Sure, none of this is guaranteed. We’ve set out the vision. Now we have to make it work. Telstra chair Catherine Livingstone expressed the challenge clearly in her recent Sir Walter Murdoch lecture:

The NBN …could change the way we live and work in ways we cannot imagine – if we get it right. And getting it right will not be cheap – or easy.  … The NBN could be the macro innovation that launches a nationwide revolution in micro innovation systems…

When the mobile phone appeared in the late 1980s, who predicted it would also become a camera, a video recorder, an alarm clock, a diary, an email device and a music player?

We have a chance to generate a huge surge in productivity across the Australian economy. Our capacity to export services will be turbocharged. The efficiency of our traditional agricultural and resources sectors will soar. Countless small businesses will deliver better services more quickly and cheaply.

At the heart of all these issues lies a simple psychological challenge. Can we embrace the new, discard the obsolete, and face the future? Will Australia retreat into its past pattern, luxuriating in the short-term income effects of commodity booms while the world changes around us? Or will we grasp the opportunities that are right in front of us?

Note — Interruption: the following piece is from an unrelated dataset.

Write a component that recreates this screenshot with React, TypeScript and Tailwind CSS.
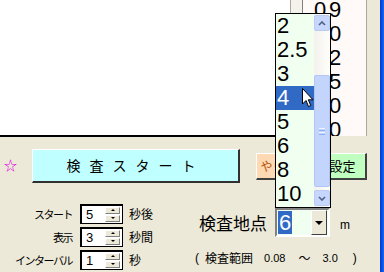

Distributing the proceeds of mining booms is easy. Forging long-term sustainable growth by improving our productivity us much more challenging. That task is no longer centred on big sweeping individual initiatives. It certainly doesn’t happen through empty slogans and ideological posturing.

A return to strong productivity growth in Australia requires relentless hard work and innovation. It needs continuous reform processes that gradually reconfigure the fundamentals of our production process. And it demands bold political leadership that looks beyond the distractions of noisy interest groups.

All of these things are at the heart of the Rudd Government’s productivity agenda.